Они понравились друг другу. Ван Гог стал являться в этот дом чуть ли не каждый день и редко когда возвращался без новой картины. В скромной комнате над кафе, которую он снял всего за три с половиной франка в месяц, прошли последние два месяца его жизни.
Сразу он жадно принялся за работу. Холмистые пейзажи Овера: хижины, крытые желтой соломой, пшеничные поля, исполинские каштаны, цветущие белым и розовым, аскетичная церковь на холме стали сюжетами его последних полотен.
Написал он и портрет доктора Гаше. Специалист по меланхолии сидит в классически меланхоличной позе, подперев склоненную голову рукой. Синий фон, веточка наперстянки на столе с гроздкой лиловых цветов и общая волнистость всех линий сообщает портрету такую проникновенную грусть…
Именно этот портрет и стал самым дорогим полотном двадцатого века, проданным на одном из мировых аукционов за немыслимую, неадекватную смыслу всей истории мировой культуры цену…
В этот период — если проследить по его письмам к Тео — Винсент был спокоен… пожалуй, слишком спокоен… Пять месяцев миновало после его последнего тяжелого приступа в Сен-Реми, и Ван Гог торопился заполнить работой отпущенное ему время.

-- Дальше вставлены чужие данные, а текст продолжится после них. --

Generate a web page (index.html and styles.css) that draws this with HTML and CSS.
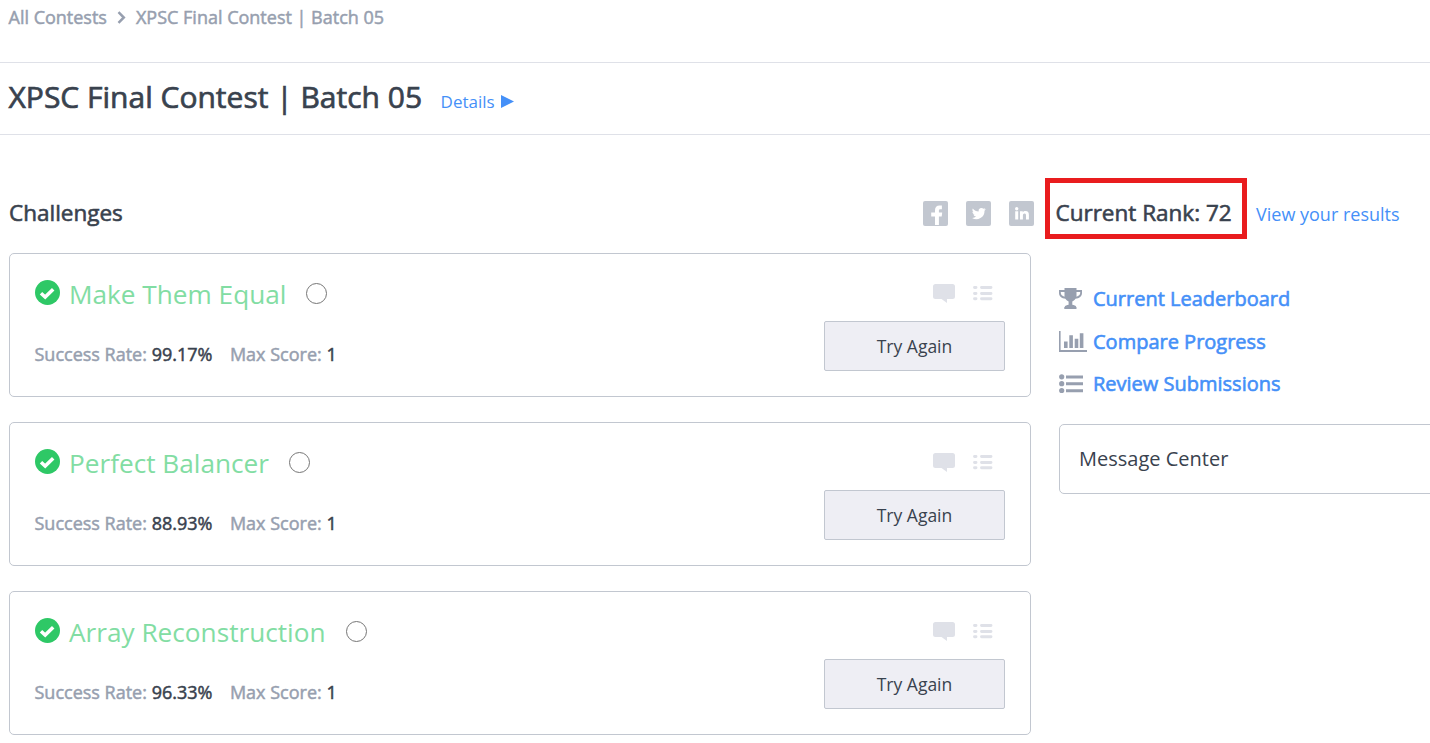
FILE: index.html
```html
<!DOCTYPE html>
<html lang="en">
<head>
<meta charset="utf-8">
<title>XPSC Final Contest | Batch 05</title>
<link rel="stylesheet" href="styles.css">
</head>
<body>
<svg class="sprite" aria-hidden="true">
  <symbol id="check" viewBox="0 0 25 25"><circle cx="12.500" cy="12.500" r="12.500" fill="#2ec866"/><path d="M6 13.200l4.200 3.900 8-7.900" fill="none" stroke="#fff" stroke-width="3.500"/></symbol>
  <symbol id="chat" viewBox="0 0 22 19"><path d="M2.500 0h17A2.500 2.500 0 0 1 22 2.500v10a2.500 2.500 0 0 1-2.500 2.500H14v4l-5.500-4h-6A2.500 2.500 0 0 1 0 12.500v-10A2.500 2.500 0 0 1 2.500 0z"/></symbol>
  <symbol id="rows" viewBox="0 0 20 15"><path d="M1.500 1.500h1.500M1.500 7.500h1.500M1.500 12.700h1.500M8.500 1.500h9.500M8.500 7.500h9.500M8.500 12.700h9.500" stroke="currentColor" stroke-width="2.900" stroke-linecap="round"/></symbol>
</svg>

<nav class="breadcrumb">
  <a>All Contests</a>
  <svg class="chevron" viewBox="0 0 9 13"><path d="M1.500 1.200l5.300 5.300-5.300 5.300" fill="none" stroke="currentColor" stroke-width="2.500"/></svg>
  <a>XPSC Final Contest | Batch 05</a>
</nav>

<header class="page-header">
  <h1 class="title">XPSC Final Contest | Batch 05</h1>
  <a class="details">Details <svg class="play" viewBox="0 0 13 13"><path d="M0 0l13 6.500L0 13z"/></svg></a>
</header>

<main class="content">
  <section class="challenges">
    <div class="section-head">
      <h2 class="heading">Challenges</h2>
      <div class="social">
        <svg viewBox="0 0 25 25"><rect width="25" height="25" rx="2" fill="#c2c7d0"/><path d="M12 24v-8.400H8.200v-4H12V9.300c0-3.100 1.600-4.900 4.600-4.900h2.300v3.800h-1.500c-1.200 0-1.500.5-1.500 1.500v1.900h3.300l-.5 4h-2.800V24z" fill="#fff"/></svg>
        <svg viewBox="0 0 25 25"><rect width="25" height="25" rx="2" fill="#c2c7d0"/><path d="M19.700 8.100c-.5.300-1 .4-1.600.5.600-.4 1-.9 1.200-1.500-.5.300-1.100.6-1.800.7a2.900 2.900 0 0 0-4.900 2.600c-2.300-.1-4.400-1.200-5.800-3-.8 1.400-.3 3 .9 3.800-.5 0-.9-.1-1.300-.4 0 1.400 1 2.500 2.300 2.800-.4.100-.9.100-1.300 0 .4 1.200 1.400 2 2.700 2A5.800 5.800 0 0 1 6 16.900a8.100 8.100 0 0 0 12.500-7.200c.5-.4.900-.9 1.200-1.600z" fill="#fff"/></svg>
        <svg viewBox="0 0 25 25"><rect width="25" height="25" rx="2" fill="#c2c7d0"/><circle cx="7.700" cy="7.700" r="1.700" fill="#fff"/><path d="M6.200 10.300h3v8.200h-3zM11 10.300h2.800v1.200c.5-.9 1.500-1.400 2.700-1.400 2.500 0 3.400 1.500 3.400 4v4.400H17v-4.100c0-1.200-.3-2-1.400-2s-1.700.8-1.700 2v4.100H11z" fill="#fff"/></svg>
      </div>
    </div>

    <article class="card">
      <div class="card-info">
        <div class="name-row"><svg class="check"><use href="#check"/></svg><a class="name">Make Them Equal</a><span class="radio"></span></div>
        <p class="stats"><span>Success Rate: <b>99.17%</b></span><span>Max Score: <b>1</b></span></p>
      </div>
      <div class="card-side">
        <div class="tools"><svg class="chat"><use href="#chat"/></svg><svg class="rows"><use href="#rows"/></svg></div>
        <button class="try">Try Again</button>
      </div>
    </article>
    <article class="card">
      <div class="card-info">
        <div class="name-row"><svg class="check"><use href="#check"/></svg><a class="name">Perfect Balancer</a><span class="radio"></span></div>
        <p class="stats"><span>Success Rate: <b>88.93%</b></span><span>Max Score: <b>1</b></span></p>
      </div>
      <div class="card-side">
        <div class="tools"><svg class="chat"><use href="#chat"/></svg><svg class="rows"><use href="#rows"/></svg></div>
        <button class="try">Try Again</button>
      </div>
    </article>
    <article class="card">
      <div class="card-info">
        <div class="name-row"><svg class="check"><use href="#check"/></svg><a class="name">Array Reconstruction</a><span class="radio"></span></div>
        <p class="stats"><span>Success Rate: <b>96.33%</b></span><span>Max Score: <b>1</b></span></p>
      </div>
      <div class="card-side">
        <div class="tools"><svg class="chat"><use href="#chat"/></svg><svg class="rows"><use href="#rows"/></svg></div>
        <button class="try">Try Again</button>
      </div>
    </article>
  </section>

  <aside class="sidebar">
    <div class="rank-row">
      <div class="rank-box"><h2 class="heading rank">Current Rank: 72</h2></div>
      <a class="results">View your results</a>
    </div>
    <ul class="links">
      <li><svg viewBox="0 0 28 22"><path d="M5.500 0h12v2H23v3c0 3.500-2.800 5.300-6.500 5.800-1 1.400-2.200 2.300-3.200 2.700v3.300c1.500.3 3.900.9 3.900 2.200h.3v2H5.300v-2h.4c0-1.300 2.400-1.900 3.900-2.200v-3.300c-1-.4-2.200-1.300-3.200-2.700C2.800 10.300 0 8.500 0 5V2h5.500zM1.800 4v1c0 1.800 1.500 3.100 3.700 3.700V4zM17.500 4v4.700c2.200-.6 3.700-1.900 3.700-3.700V4z"/></svg><a>Current Leaderboard</a></li>
      <li><svg viewBox="0 0 28 22"><path d="M0 0h1.600v19H28v2H0zM5 10.500h3.600V17H5zM10.300 4.200h3.600V17h-3.600zM15.700 7.700h3.600V17h-3.600zM20.800 2.200h3.600V17h-3.600z"/></svg><a>Compare Progress</a></li>
      <li><svg viewBox="0 0 28 22"><circle cx="2.700" cy="3.800" r="2.600"/><circle cx="2.700" cy="10.700" r="2.600"/><circle cx="2.700" cy="17.500" r="2.600"/><path d="M7 2.400h17v3H7zM7 9.300h17v3H7zM7 16.200h17v3H7z"/></svg><a>Review Submissions</a></li>
    </ul>
    <div class="message">Message Center</div>
  </aside>
</main>
</body>
</html>
```
FILE: styles.css
```css
* { box-sizing: border-box; }
body {
  margin: 0;
  height: 743px;
  overflow: hidden;
  background: #fff;
  color: #39424e;
  font-family: "Open Sans", sans-serif;
}
h1, h2, p, ul { margin: 0; padding: 0; font-weight: 400; }
svg { display: block; flex: none; fill: currentColor; }
.sprite { display: none; }
.breadcrumb {
  display: flex;
  height: 63px;
  padding: 5px 8.5px;
  border-bottom: 1px solid #dfe1e8;
  color: #979faf;
  font-size: 18px;
  line-height: 25px;
  -webkit-text-stroke: .5px;
}
.chevron { width: 9px; height: 13px; margin: 6px 10px 0; }
.page-header {
  display: flex;
  height: 72px;
  padding: 14px 8.5px 0;
  border-bottom: 1px solid #dfe1e8;
}
.title { font-size: 30px; line-height: 40px; -webkit-text-stroke: .7px; white-space: nowrap; }
.details { display: flex; margin: 13px 0 0 18.5px; color: #4590f8; font-size: 17px; line-height: 23px; }
.play { width: 13px; height: 13px; margin: 5px 0 0 6px; }
.content { display: flex; gap: 14px; padding: 43px 0 0 9px; }
.challenges { display: flex; flex-direction: column; gap: 25px; width: 1022px; flex: none; }
.section-head {
  display: flex;
  justify-content: space-between;
  height: 50px;
  padding-top: 20px;
  margin-right: -3px;
}
.heading { font-size: 22.5px; line-height: 30px; -webkit-text-stroke: .6px; white-space: nowrap; }
.social { display: flex; gap: 18px; padding-top: 3px; }
.social svg { width: 25px; height: 25px; }
.card {
  display: flex;
  justify-content: space-between;
  height: 144px;
  padding: 24px 25px 0 24px;
  border: 1px solid #c2c7d0;
  border-radius: 5px;
}
.name-row { display: flex; height: 36px; }
.check { width: 25px; height: 25px; margin: 2px 0 0 1px; }
.name { margin-left: 9px; color: #82dda3; font-size: 26.2px; line-height: 32px; white-space: nowrap; }
.radio { width: 21px; height: 21px; margin: 5px 0 0 20px; border: 1px solid #767676; border-radius: 50%; }
.stats {
  display: flex;
  gap: 17.5px;
  margin: 28px 0 0 .5px;
  color: #979faf;
  font-size: 18px;
  line-height: 25px;
  -webkit-text-stroke: .5px;
}
.stats b { color: #39424e; font-weight: 400; }
.card-side { display: flex; flex-direction: column; align-items: flex-end; }
.tools { display: flex; gap: 18px; height: 43px; padding: 6px 12px 0 0; color: #dfe1e8; }
.chat { width: 22px; height: 19px; }
.rows { width: 20px; height: 15px; margin-top: 2px; }
.try {
  width: 181px;
  height: 50px;
  padding: 0;
  border: 1px solid #c2c7d0;
  border-radius: 2px;
  background: #eeeef4;
  color: #39424e;
  font: 17.5px/24px "Open Sans", sans-serif;
}
.sidebar { flex: 1; min-width: 0; }
.rank-row { display: flex; height: 62px; }
.rank-box { width: 202px; height: 61px; padding: 15px 0 0 5.5px; border: 5px solid #e91c1e; }
.results { margin: 24px 0 0 9px; color: #4590f8; font-size: 18px; line-height: 25px; white-space: nowrap; }
.links { display: flex; flex-direction: column; gap: 12.5px; padding: 44px 0 0 14px; list-style: none; }
.links li { display: flex; height: 30px; color: #979faf; font-size: 20px; line-height: 30px; }
.links svg { width: 28px; height: 22px; margin: 4px 6px 0 0; }
.links a { color: #4590f8; -webkit-text-stroke: .6px; }
.message {
  height: 70px;
  margin: 25px -10px 0 14px;
  padding: 19px;
  border: 1px solid #c2c7d0;
  border-radius: 5px;
  font-size: 20px;
  line-height: 29px;
}
```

Но в эти же дни у Тео начались неприятности: заболел недавно родившийся сын, тезка Винсента, а главное, вконец испортились многолетние отношения с хозяевами галереи, где он проработал всю жизнь с такой истовой преданностью…
Хрупкое равновесие материального существования, которое держалось на ежедневном мужестве Тео, грозило обвалиться в гибельную пропасть. Это означало конец работы, потерю куска хлеба, потерю опоры и жалкой надежды…
И темная волна тоски накрывает Ван Гога.
Угрюмый, взвинченный, агрессивный, в очередной раз явившись к доктору Гаше и обнаружив, что «Обнаженная» Гийомена до сих пор не взята в раму, он устраивает настоящий скандал.